With George, it’s a bit different in that his preseason injury was a freak play they weren’t going into the season preparing for. But anybody who is mad, frustrated, or defeated by this impotent start to the season is completely justified in feeling that way. It has been a miserable ride so far, and it needs to improve quickly. They do not have the wiggle room to piss games away against bad teams, unless they’re already resigned to a lower seed and a brutal playoff path to think about getting to the Finals (lol).

— If you were inclined to go to a Sixers-Pistons game on a Wednesday night in October without Joel Embiid and Paul George, I have to imagine you were on the high end of Tobias Harris frustration. And I certainly understand why you’d want to boo him during pre-game introductions a little harder than the average player, given how instrumental he was in a lot of their recent playoff failures.
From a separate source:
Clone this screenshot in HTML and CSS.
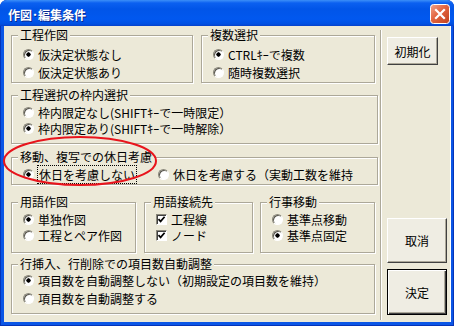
FILE: index.html
```html
<!DOCTYPE html>
<html lang="ja">
  <head>
    <meta charset="UTF-8" />
    <title>作図･編集条件</title>
    <link rel="stylesheet" href="styles.css">
  </head>
  <body>
    <div class="window">
      <div class="titlebar">
        <span class="title">作図･編集条件</span>
        <span class="close">
          <svg width="20" height="20" viewBox="0 0 20 20">
            <defs>
              <linearGradient id="closeBg" x1="0" y1="0" x2="1" y2="1">
                <stop offset="0" stop-color="#f2a58c" />
                <stop offset="0.45" stop-color="#e2643f" />
                <stop offset="1" stop-color="#c0401c" />
              </linearGradient>
            </defs>
            <rect x="0.5" y="0.5" width="19" height="19" rx="3" fill="url(#closeBg)" stroke="#fff" />
            <path d="M6 6 L14 14 M14 6 L6 14" stroke="#fff" stroke-width="2.2" stroke-linecap="square" />
          </svg>
        </span>
      </div>

      <div class="client">
        <div class="main">
          <!-- 工程作図 / 複数選択 -->
          <div class="row row-a">
            <fieldset class="group g-sakuzu">
              <legend>工程作図</legend>
              <label class="opt"><span class="radio checked"></span>仮決定状態なし</label>
              <label class="opt"><span class="radio"></span>仮決定状態あり</label>
            </fieldset>
            <fieldset class="group g-fukusu">
              <legend>複数選択</legend>
              <label class="opt"><span class="radio checked"></span>CTRLｷｰで複数</label>
              <label class="opt"><span class="radio"></span>随時複数選択</label>
            </fieldset>
          </div>

          <fieldset class="group g-waku">
            <legend>工程選択の枠内選択</legend>
            <label class="opt"><span class="radio"></span>枠内限定なし(SHIFTｷｰで一時限定）</label>
            <label class="opt"><span class="radio checked"></span>枠内限定あり(SHIFTｷｰで一時解除）</label>
          </fieldset>

          <fieldset class="group g-kyujitsu">
            <legend>移動、複写での休日考慮</legend>
            <div class="opt-line">
              <label class="opt first"><span class="radio checked"></span><span class="focus">休日を考慮しない</span></label>
              <label class="opt"><span class="radio"></span>休日を考慮する（実動工数を維持</label>
            </div>
          </fieldset>

          <!-- 用語作図 / 用語接続先 / 行事移動 -->
          <div class="row row-d">
            <fieldset class="group g-yogo">
              <legend>用語作図</legend>
              <label class="opt"><span class="radio checked"></span>単独作図</label>
              <label class="opt"><span class="radio"></span>工程とペア作図</label>
            </fieldset>
            <fieldset class="group g-setsuzoku">
              <legend>用語接続先</legend>
              <label class="opt">
                <span class="check"><svg width="9" height="9" viewBox="0 0 9 9"><path d="M1.5 4.2 L3.6 6.4 L7.6 1.8" fill="none" stroke="#000" stroke-width="1.7" /></svg></span>工程線
              </label>
              <label class="opt">
                <span class="check"><svg width="9" height="9" viewBox="0 0 9 9"><path d="M1.5 4.2 L3.6 6.4 L7.6 1.8" fill="none" stroke="#000" stroke-width="1.7" /></svg></span>ノード
              </label>
            </fieldset>
            <fieldset class="group g-gyoji">
              <legend>行事移動</legend>
              <label class="opt"><span class="radio"></span>基準点移動</label>
              <label class="opt"><span class="radio checked"></span>基準点固定</label>
            </fieldset>
          </div>

          <fieldset class="group g-gyo">
            <legend>行挿入、行削除での項目数自動調整</legend>
            <label class="opt"><span class="radio checked"></span>項目数を自動調整しない（初期設定の項目数を維持）</label>
            <label class="opt"><span class="radio"></span>項目数を自動調整する</label>
          </fieldset>
        </div>

        <div class="sep"></div>

        <div class="side">
          <button class="btn btn-init">初期化</button>
          <button class="btn btn-cancel">取消</button>
          <button class="btn btn-ok">決定</button>
        </div>

        <!-- red marker drawn over the dialog -->
        <svg class="marker" width="170" height="70" viewBox="0 0 170 70">
          <ellipse cx="76" cy="35" rx="76" ry="24" fill="none" stroke="#e8141c" stroke-width="2" />
        </svg>
      </div>
    </div>
  </body>
</html>
```

FILE: styles.css
```css
* {
  margin: 0;
  padding: 0;
  box-sizing: border-box;
}

body {
  background: #fff;
  font-family: "Noto Sans CJK JP", "Noto Sans", sans-serif;
  font-size: 12px;
  color: #000;
}

/* Window frame */
.window {
  width: 454px;
  height: 326px;
  display: flex;
  flex-direction: column;
  padding: 0 3px 4px 4px;
  background: #0b56e6;
  border-radius: 7px 7px 0 0;
  box-shadow: inset 0 0 0 1px #0634b8;
}

.titlebar {
  height: 26px;
  margin: 0 -3px 0 -4px;
  padding: 2px 4px 0 8px;
  display: flex;
  align-items: center;
  justify-content: space-between;
  border-radius: 7px 7px 0 0;
  background: linear-gradient(#3c8ff8 0, #0b60f0 3px, #0155e8 9px, #0158ef 19px, #0150e2 24px, #0840c8 26px);
}

.title {
  color: #fff;
  font-weight: bold;
  font-size: 12px;
  text-shadow: 1px 1px 0 #0a2a90;
}

.close {
  display: flex;
  margin-top: -1px;
}

.client {
  flex: 1;
  position: relative;
  display: flex;
  background: #ece9d8;
  border-right: 1px solid #fff;
}

/* Left column with the groups */
.main {
  width: 373px;
  padding: 2px 0 0 7px;
}

.row {
  display: flex;
}

.group {
  border: 1px solid #aca899;
  box-shadow: inset 1px 1px 0 #fff, 1px 1px 0 #fff;
  padding: 0 6px;
  min-width: 0;
}

.group legend {
  padding: 0 2px;
  line-height: 14px;
  background: #ece9d8;
}

.opt {
  display: flex;
  align-items: center;
  height: 16px;
  padding-left: 5px;
  white-space: nowrap;
}

.radio {
  flex: none;
  width: 11px;
  height: 11px;
  margin-right: 4px;
  border-radius: 50%;
  border: 1px solid;
  border-color: #8a877a #fff #fff #8a877a;
  box-shadow: inset 1px 1px 0 #5a5850;
  background: #fff;
}

.radio.checked {
  background: radial-gradient(circle, #000 0 1.9px, #fff 2.4px);
}

.check {
  flex: none;
  display: flex;
  align-items: center;
  justify-content: center;
  width: 11px;
  height: 11px;
  margin-right: 4px;
  border: 1px solid;
  border-color: #8a877a #fff #fff #8a877a;
  box-shadow: inset 1px 1px 0 #404040;
  background: #fff;
}

.focus {
  outline: 1px dotted #000;
  padding: 0 1px;
}

/* 工程作図 / 複数選択 */
.row-a .group {
  padding-top: 4px;
  padding-bottom: 2px;
}

.row-a .opt + .opt {
  margin-top: 2px;
}

.g-sakuzu {
  width: 182px;
}

.g-fukusu {
  width: 174px;
  margin-left: 8px;
}

/* 工程選択の枠内選択 */
.g-waku {
  width: 367px;
  margin-top: 5px;
  padding-top: 2px;
  padding-bottom: 7px;
}

/* 移動、複写での休日考慮 */
.g-kyujitsu {
  width: 367px;
  margin-top: 6px;
  padding-top: 2px;
  padding-bottom: 2px;
}

.opt-line {
  display: flex;
}

.g-kyujitsu .opt.first {
  width: 135px;
}

/* 用語作図 / 用語接続先 / 行事移動 */
.row-d {
  margin-top: 10px;
}

.row-d .group {
  padding-top: 3px;
  padding-bottom: 9px;
}

.row-d .opt {
  height: 15px;
}

.row-d .opt + .opt {
  margin-top: 1px;
}

.g-yogo {
  width: 125px;
}

.g-setsuzoku {
  width: 109px;
  margin-left: 8px;
}

.g-gyoji {
  width: 115px;
  margin-left: 7px;
}

/* 行挿入、行削除での項目数自動調整 */
.g-gyo {
  width: 364px;
  margin-top: 4px;
  padding-top: 1px;
  padding-bottom: 7px;
}

.g-gyo .opt + .opt {
  margin-top: 2px;
}

/* Separator and buttons */
.sep {
  width: 2px;
  margin: 4px 0 2px 3px;
  border-left: 1px solid #aca899;
  border-right: 1px solid #fff;
}

.side {
  flex: 1;
  display: flex;
  flex-direction: column;
  padding: 11px 0 7px 5px;
}

.btn {
  font-family: inherit;
  font-size: 12px;
  color: #000;
  background: #efede3;
  border: 1px solid;
  border-color: #fff #404040 #404040 #fff;
  box-shadow: inset -1px -1px 0 #aca899;
}

.btn-init {
  width: 51px;
  height: 28px;
}

.btn-cancel {
  width: 60px;
  height: 45px;
  margin-top: auto;
}

.btn-ok {
  width: 60px;
  height: 46px;
  margin-top: 6px;
  border: 1px solid #000;
  box-shadow: inset 1px 1px 0 #fff, inset -1px -1px 0 #404040, inset -2px -2px 0 #aca899;
}

.marker {
  position: absolute;
  left: 0;
  top: 100px;
  overflow: visible;
  pointer-events: none;
}
```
But I will admit that I thought booing him on every touch in this game was a tad over the top. I think that’s a distinction that should be reserved for the return of some true franchise villains. When Ben Simmons returns to the Wells Fargo Center, that’s a guy who deserves to be given the 48-minute treatment. I will date myself to younger readers, but I think of Eagles franchise enemies like Jeremy Shockey as people worth that type of energy. I don’t think of a guy like Harris, who was overpaid and very frustrating, but ultimately a solid professional.

(That said, you do whatever you’d like, these are the musings of a guy with a very different relationship with the team than most of you have.)